What is needed: Collect each line holding the string "table".

*** Material ***

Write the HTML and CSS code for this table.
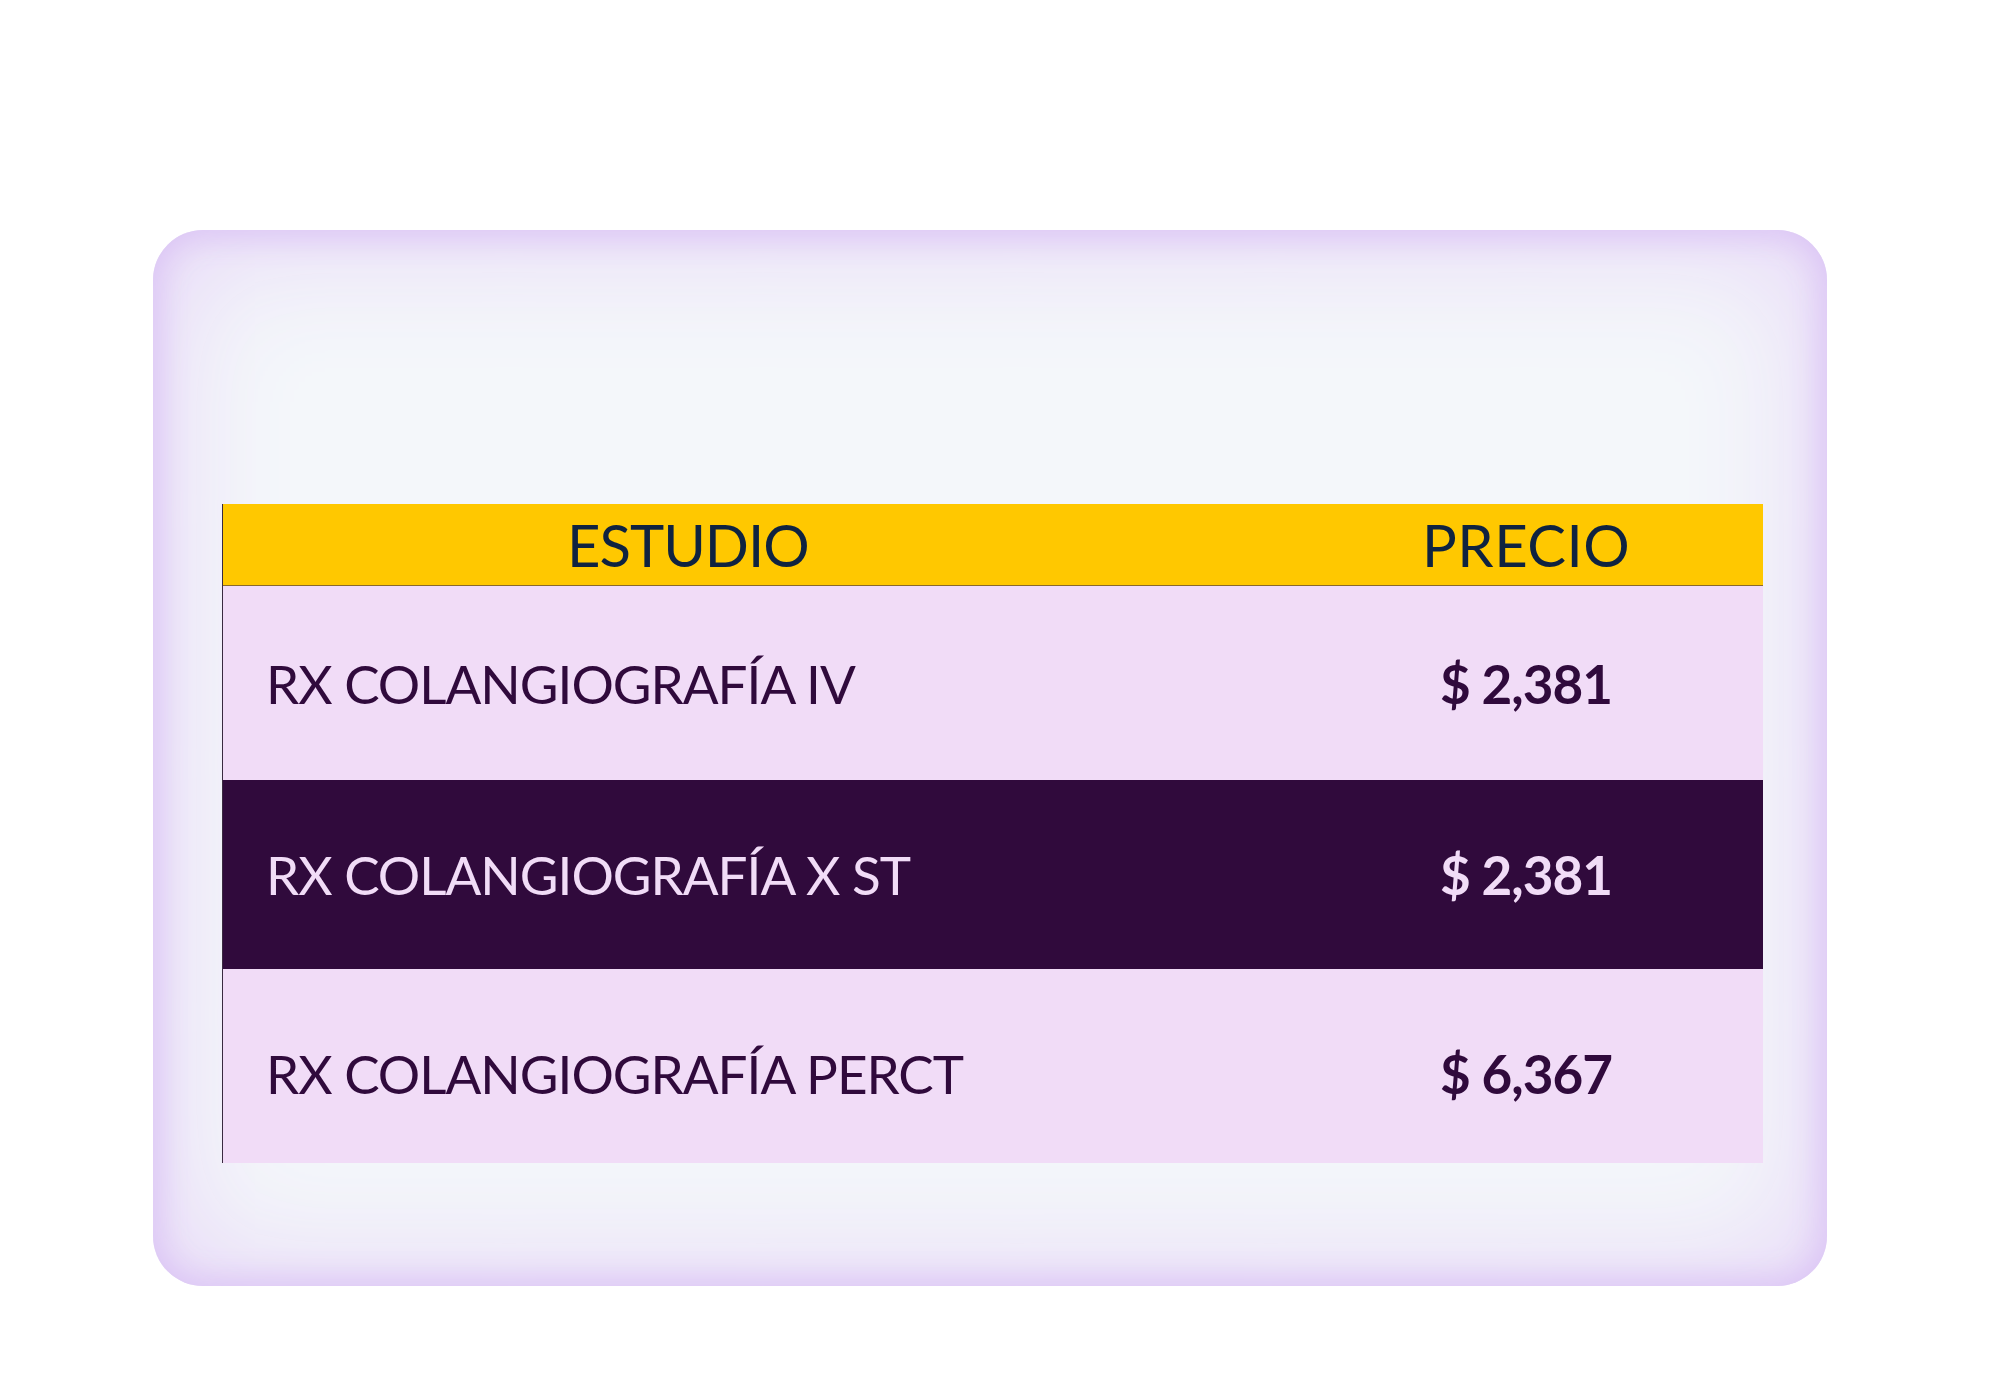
FILE: index.html
```html
<!DOCTYPE html>
<html lang="es">
<head>
    <meta charset="UTF-8">
    <title>Precios Colangiografía</title>
    <link rel="stylesheet" href="styles.css">
</head>
<body>
    <div class="card">
        <div class="price-table">
            <div class="table-head">
                <div class="head-cell head-study">ESTUDIO</div>
                <div class="head-cell head-price">PRECIO</div>
            </div>
            <div class="table-row row-light">
                <div class="cell-name">RX COLANGIOGRAFÍA IV</div>
                <div class="cell-price">$ 2,381</div>
            </div>
            <div class="table-row row-dark">
                <div class="cell-name">RX COLANGIOGRAFÍA X ST</div>
                <div class="cell-price">$ 2,381</div>
            </div>
            <div class="table-row row-light row-last">
                <div class="cell-name">RX COLANGIOGRAFÍA PERCT</div>
                <div class="cell-price">$ 6,367</div>
            </div>
        </div>
    </div>
</body>
</html>
```

FILE: styles.css
```css
body {
    margin: 0;
    background-color: #ffffff;
    font-family: "Lato", "Noto Sans", sans-serif;
}

.card {
    box-sizing: border-box;
    width: 1674px;
    height: 1056px;
    margin: 230px 0 0 153px;
    padding: 274px 64px 0 69px;
    background-color: #f4f7fa;
    border-radius: 50px;
    box-shadow: inset 0 0 30px 8px #dcc6f5, inset 0 0 130px 16px #e6d6f7;
}

.price-table {
    border-left: 1px solid #3a2a40;
}

.table-head {
    display: grid;
    grid-template-columns: 1217px 1fr;
    height: 81px;
    background-color: #ffc800;
    border-bottom: 1px solid #8a6a2a;
    color: #0f2340;
    font-size: 58px;
    line-height: 81px;
}

.head-study {
    padding-left: 344px;
    letter-spacing: -1px;
}

.head-price {
    margin-left: -18px;
    letter-spacing: 0.5px;
}

.table-row {
    display: grid;
    grid-template-columns: 1217px 1fr;
    align-items: center;
    height: 194px;
    font-size: 53px;
}

.row-light {
    background-color: #f1dcf7;
    color: #300a3c;
}

.row-dark {
    height: 189px;
    background-color: #300a3c;
    color: #f1dcf7;
}

.row-last {
    box-sizing: border-box;
    padding-top: 14px;
}

.cell-name {
    padding-left: 43px;
    letter-spacing: -1px;
}

.cell-price {
    font-weight: bold;
    letter-spacing: -1px;
}
```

***

Expected answer:
Write the HTML and CSS code for this table.
        <div class="price-table">
            <div class="table-head">
            <div class="table-row row-light">
            <div class="table-row row-dark">
            <div class="table-row row-light row-last">
.price-table {
.table-head {
.table-row {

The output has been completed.